— DATASET CONTENT —
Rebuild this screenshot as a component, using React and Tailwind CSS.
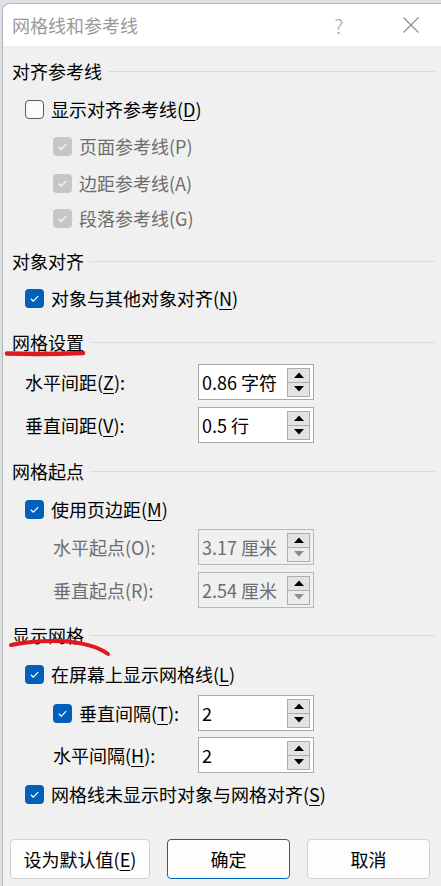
import React from "react";

const FONT = "font-['Noto_Sans_CJK_SC','Noto_Sans',sans-serif]";

function Check({ state }) {
  // state: "off" | "on" | "dis"
  if (state === "off") {
    return (
      <div className="w-[19px] h-[19px] shrink-0 rounded-[4px] border border-[#5a5a5a] bg-[#fbfbfb]" />
    );
  }
  return (
    <div
      className={`w-[19px] h-[19px] shrink-0 rounded-[4px] flex items-center justify-center ${
        state === "on" ? "bg-[#005fb8]" : "bg-[#c6c6c6]"
      }`}
    >
      <svg width="19" height="19" viewBox="0 0 19 19">
        <path d="M5.8 9.8l2.5 2.4 4.9-5" fill="none" stroke="#fff" strokeWidth="1.2" />
      </svg>
    </div>
  );
}

function Key({ k }) {
  return <span className="underline underline-offset-[3px] decoration-1">{k}</span>;
}

function Arrow({ up, color }) {
  return (
    <svg width="10" height="6" viewBox="0 0 10 6">
      <path d={up ? "M0 6L5 0.5L10 6Z" : "M0 0L5 5.5L10 0Z"} fill={color} />
    </svg>
  );
}

function Spin({ value, disabled }) {
  return (
    <div
      className={`w-[116px] h-[36px] shrink-0 flex items-center justify-between border pl-[3px] pr-[3px] ${
        disabled ? "bg-[#f0f0f0] border-[#b9b9b9] text-[#6d6d6d]" : "bg-white border-[#a9a9a9] text-black"
      }`}
    >
      <span className="leading-none">{value}</span>
      <div className="w-[23px] h-[29px] flex flex-col border border-[#adadad]">
        <div className="flex-1 flex items-center justify-center bg-[#e3e3e3]">
          <Arrow up color="#000" />
        </div>
        <div
          className={`flex-1 flex items-center justify-center border-t border-[#adadad] ${
            disabled ? "bg-[#ececec]" : "bg-[#e3e3e3]"
          }`}
        >
          <Arrow color={disabled ? "#8c8c8c" : "#000"} />
        </div>
      </div>
    </div>
  );
}

function Header({ text, mt, mark }) {
  return (
    <div className={`relative h-[34px] flex items-center pl-[9px] pr-[6px] ${mt}`}>
      <span className="leading-none">{text}</span>
      <div className="flex-1 h-px bg-[#dcdcdc] ml-[6px]" />
      {mark === "straight" && (
        <svg className="absolute left-0 top-[23px]" width="86" height="10" viewBox="0 0 86 10">
          <path d="M4 5.5Q40 6.5 80 5" fill="none" stroke="#e11720" strokeWidth="4.5" strokeLinecap="round" />
        </svg>
      )}
      {mark === "curve" && (
        <svg className="absolute left-[4px] top-[14px]" width="110" height="28" viewBox="0 0 110 28">
          <path d="M4 13C34 7 79 6 101 22" fill="none" stroke="#e11720" strokeWidth="4" strokeLinecap="round" />
        </svg>
      )}
    </div>
  );
}

function CheckRow({ state, indent, mt, children }) {
  return (
    <div className={`h-[34px] flex items-center gap-[7px] ${indent} ${mt}`}>
      <Check state={state} />
      <span className={`leading-none ${state === "dis" ? "text-[#6d6d6d]" : "text-black"}`}>{children}</span>
    </div>
  );
}

function FieldRow({ label, value, disabled, mt, indent, check }) {
  return (
    <div className={`h-[36px] flex items-center ${mt}`}>
      <div className={`w-[195px] shrink-0 flex items-center gap-[7px] ${indent}`}>
        {check && <Check state="on" />}
        <span className={`leading-none ${disabled ? "text-[#6d6d6d]" : "text-black"}`}>{label}</span>
      </div>
      <Spin value={value} disabled={disabled} />
    </div>
  );
}

export default function App() {
  return (
    <div className={`w-[441px] h-[886px] overflow-hidden bg-[#dde1e6] pl-[2px] pt-[3px] text-[18px] ${FONT}`}>
      <div className="h-full rounded-tl-[8px] border-l border-t border-[#b3b7bc] overflow-hidden flex flex-col">
        <div className="h-[42px] shrink-0 bg-white flex items-center pl-[9px] text-[#9a9a9a]">
          <span className="leading-none">网格线和参考线</span>
          <span className="ml-auto mr-[60px] text-[19px] font-light leading-none">?</span>
          <svg className="mr-[22px]" width="16" height="16" viewBox="0 0 16 16">
            <path d="M0.5 0.5L15.5 15.5M15.5 0.5L0.5 15.5" stroke="#8a8a8a" strokeWidth="1.1" />
          </svg>
        </div>

        <div className="flex-1 bg-[#f0f0f0] flex flex-col">
          <Header text="对齐参考线" mt="mt-[8px]" />
          <CheckRow state="off" indent="pl-[22px]" mt="mt-[4px]">
            显示对齐参考线(<Key k="D" />)
          </CheckRow>
          <CheckRow state="dis" indent="pl-[50px]" mt="mt-[3px]">
            页面参考线(P)
          </CheckRow>
          <CheckRow state="dis" indent="pl-[50px]" mt="mt-[3px]">
            边距参考线(A)
          </CheckRow>
          <CheckRow state="dis" indent="pl-[50px]" mt="mt-[1px]">
            段落参考线(G)
          </CheckRow>

          <Header text="对象对齐" mt="mt-[9px]" />
          <CheckRow state="on" indent="pl-[22px]" mt="mt-[3px]">
            对象与其他对象对齐(<Key k="N" />)
          </CheckRow>

          <Header text="网格设置" mt="mt-[10px]" mark="straight" />
          <FieldRow
            label={<>水平间距(<Key k="Z" />):</>}
            value="0.86 字符"
            indent="pl-[22px]"
            mt="mt-[5px]"
          />
          <FieldRow
            label={<>垂直间距(<Key k="V" />):</>}
            value="0.5 行"
            indent="pl-[22px]"
            mt="mt-[7px]"
          />

          <Header text="网格起点" mt="mt-[11px]" />
          <CheckRow state="on" indent="pl-[22px]" mt="mt-[4px]">
            使用页边距(<Key k="M" />)
          </CheckRow>
          <FieldRow label="水平起点(O):" value="3.17 厘米" disabled indent="pl-[50px]" mt="mt-[3px]" />
          <FieldRow label="垂直起点(R):" value="2.54 厘米" disabled indent="pl-[50px]" mt="mt-[7px]" />

          <Header text="显示网格" mt="mt-[10px]" mark="curve" />
          <CheckRow state="on" indent="pl-[22px]" mt="mt-[5px]">
            在屏幕上显示网格线(<Key k="L" />)
          </CheckRow>
          <FieldRow
            label={<>垂直间隔(<Key k="T" />):</>}
            value="2"
            check
            indent="pl-[50px]"
            mt="mt-[4px]"
          />
          <FieldRow
            label={<>水平间隔(<Key k="H" />):</>}
            value="2"
            indent="pl-[50px]"
            mt="mt-[6px]"
          />
          <CheckRow state="on" indent="pl-[22px]" mt="mt-[4px]">
            网格线未显示时对象与网格对齐(<Key k="S" />)
          </CheckRow>

          <div className="mt-[28px] flex items-center gap-[17px] pl-[7px]">
            <button className="w-[140px] h-[40px] rounded-[4px] border border-[#d0d0d0] bg-[#fdfdfd] leading-none">
              设为默认值(<Key k="E" />)
            </button>
            <button className="w-[123px] h-[40px] rounded-[4px] border border-[#0067c0] bg-[#fdfdfd] leading-none">
              确定
            </button>
            <button className="w-[123px] h-[40px] rounded-[4px] border border-[#d0d0d0] bg-[#fdfdfd] leading-none">
              取消
            </button>
          </div>
        </div>
      </div>
    </div>
  );
}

— DIRECTIONS —
From the data above, write out everything exactly except the pictures.

— RIGHT ANSWER —
Rebuild this screenshot as a component, using React and Tailwind CSS.
import React from "react";

const FONT = "font-['Noto_Sans_CJK_SC','Noto_Sans',sans-serif]";

function Check({ state }) {
  // state: "off" | "on" | "dis"
  if (state === "off") {
    return (
      <div className="w-[19px] h-[19px] shrink-0 rounded-[4px] border border-[#5a5a5a] bg-[#fbfbfb]" />
    );
  }
  return (
    <div
      className={`w-[19px] h-[19px] shrink-0 rounded-[4px] flex items-center justify-center ${
        state === "on" ? "bg-[#005fb8]" : "bg-[#c6c6c6]"
      }`}
    >
      <svg width="19" height="19" viewBox="0 0 19 19">
        <path d="M5.8 9.8l2.5 2.4 4.9-5" fill="none" stroke="#fff" strokeWidth="1.2" />
      </svg>
    </div>
  );
}

function Key({ k }) {
  return <span className="underline underline-offset-[3px] decoration-1">{k}</span>;
}

function Arrow({ up, color }) {
  return (
    <svg width="10" height="6" viewBox="0 0 10 6">
      <path d={up ? "M0 6L5 0.5L10 6Z" : "M0 0L5 5.5L10 0Z"} fill={color} />
    </svg>
  );
}

function Spin({ value, disabled }) {
  return (
    <div
      className={`w-[116px] h-[36px] shrink-0 flex items-center justify-between border pl-[3px] pr-[3px] ${
        disabled ? "bg-[#f0f0f0] border-[#b9b9b9] text-[#6d6d6d]" : "bg-white border-[#a9a9a9] text-black"
      }`}
    >
      <span className="leading-none">{value}</span>
      <div className="w-[23px] h-[29px] flex flex-col border border-[#adadad]">
        <div className="flex-1 flex items-center justify-center bg-[#e3e3e3]">
          <Arrow up color="#000" />
        </div>
        <div
          className={`flex-1 flex items-center justify-center border-t border-[#adadad] ${
            disabled ? "bg-[#ececec]" : "bg-[#e3e3e3]"
          }`}
        >
          <Arrow color={disabled ? "#8c8c8c" : "#000"} />
        </div>
      </div>
    </div>
  );
}

function Header({ text, mt, mark }) {
  return (
    <div className={`relative h-[34px] flex items-center pl-[9px] pr-[6px] ${mt}`}>
      <span className="leading-none">{text}</span>
      <div className="flex-1 h-px bg-[#dcdcdc] ml-[6px]" />
      {mark === "straight" && (
        <svg className="absolute left-0 top-[23px]" width="86" height="10" viewBox="0 0 86 10">
          <path d="M4 5.5Q40 6.5 80 5" fill="none" stroke="#e11720" strokeWidth="4.5" strokeLinecap="round" />
        </svg>
      )}
      {mark === "curve" && (
        <svg className="absolute left-[4px] top-[14px]" width="110" height="28" viewBox="0 0 110 28">
          <path d="M4 13C34 7 79 6 101 22" fill="none" stroke="#e11720" strokeWidth="4" strokeLinecap="round" />
        </svg>
      )}
    </div>
  );
}

function CheckRow({ state, indent, mt, children }) {
  return (
    <div className={`h-[34px] flex items-center gap-[7px] ${indent} ${mt}`}>
      <Check state={state} />
      <span className={`leading-none ${state === "dis" ? "text-[#6d6d6d]" : "text-black"}`}>{children}</span>
    </div>
  );
}

function FieldRow({ label, value, disabled, mt, indent, check }) {
  return (
    <div className={`h-[36px] flex items-center ${mt}`}>
      <div className={`w-[195px] shrink-0 flex items-center gap-[7px] ${indent}`}>
        {check && <Check state="on" />}
        <span className={`leading-none ${disabled ? "text-[#6d6d6d]" : "text-black"}`}>{label}</span>
      </div>
      <Spin value={value} disabled={disabled} />
    </div>
  );
}

export default function App() {
  return (
    <div className={`w-[441px] h-[886px] overflow-hidden bg-[#dde1e6] pl-[2px] pt-[3px] text-[18px] ${FONT}`}>
      <div className="h-full rounded-tl-[8px] border-l border-t border-[#b3b7bc] overflow-hidden flex flex-col">
        <div className="h-[42px] shrink-0 bg-white flex items-center pl-[9px] text-[#9a9a9a]">
          <span className="leading-none">网格线和参考线</span>
          <span className="ml-auto mr-[60px] text-[19px] font-light leading-none">?</span>
          <svg className="mr-[22px]" width="16" height="16" viewBox="0 0 16 16">
            <path d="M0.5 0.5L15.5 15.5M15.5 0.5L0.5 15.5" stroke="#8a8a8a" strokeWidth="1.1" />
          </svg>
        </div>

        <div className="flex-1 bg-[#f0f0f0] flex flex-col">
          <Header text="对齐参考线" mt="mt-[8px]" />
          <CheckRow state="off" indent="pl-[22px]" mt="mt-[4px]">
            显示对齐参考线(<Key k="D" />)
          </CheckRow>
          <CheckRow state="dis" indent="pl-[50px]" mt="mt-[3px]">
            页面参考线(P)
          </CheckRow>
          <CheckRow state="dis" indent="pl-[50px]" mt="mt-[3px]">
            边距参考线(A)
          </CheckRow>
          <CheckRow state="dis" indent="pl-[50px]" mt="mt-[1px]">
            段落参考线(G)
          </CheckRow>

          <Header text="对象对齐" mt="mt-[9px]" />
          <CheckRow state="on" indent="pl-[22px]" mt="mt-[3px]">
            对象与其他对象对齐(<Key k="N" />)
          </CheckRow>

          <Header text="网格设置" mt="mt-[10px]" mark="straight" />
          <FieldRow
            label={<>水平间距(<Key k="Z" />):</>}
            value="0.86 字符"
            indent="pl-[22px]"
            mt="mt-[5px]"
          />
          <FieldRow
            label={<>垂直间距(<Key k="V" />):</>}
            value="0.5 行"
            indent="pl-[22px]"
            mt="mt-[7px]"
          />

          <Header text="网格起点" mt="mt-[11px]" />
          <CheckRow state="on" indent="pl-[22px]" mt="mt-[4px]">
            使用页边距(<Key k="M" />)
          </CheckRow>
          <FieldRow label="水平起点(O):" value="3.17 厘米" disabled indent="pl-[50px]" mt="mt-[3px]" />
          <FieldRow label="垂直起点(R):" value="2.54 厘米" disabled indent="pl-[50px]" mt="mt-[7px]" />

          <Header text="显示网格" mt="mt-[10px]" mark="curve" />
          <CheckRow state="on" indent="pl-[22px]" mt="mt-[5px]">
            在屏幕上显示网格线(<Key k="L" />)
          </CheckRow>
          <FieldRow
            label={<>垂直间隔(<Key k="T" />):</>}
            value="2"
            check
            indent="pl-[50px]"
            mt="mt-[4px]"
          />
          <FieldRow
            label={<>水平间隔(<Key k="H" />):</>}
            value="2"
            indent="pl-[50px]"
            mt="mt-[6px]"
          />
          <CheckRow state="on" indent="pl-[22px]" mt="mt-[4px]">
            网格线未显示时对象与网格对齐(<Key k="S" />)
          </CheckRow>

          <div className="mt-[28px] flex items-center gap-[17px] pl-[7px]">
            <button className="w-[140px] h-[40px] rounded-[4px] border border-[#d0d0d0] bg-[#fdfdfd] leading-none">
              设为默认值(<Key k="E" />)
            </button>
            <button className="w-[123px] h-[40px] rounded-[4px] border border-[#0067c0] bg-[#fdfdfd] leading-none">
              确定
            </button>
            <button className="w-[123px] h-[40px] rounded-[4px] border border-[#d0d0d0] bg-[#fdfdfd] leading-none">
              取消
            </button>
          </div>
        </div>
      </div>
    </div>
  );
}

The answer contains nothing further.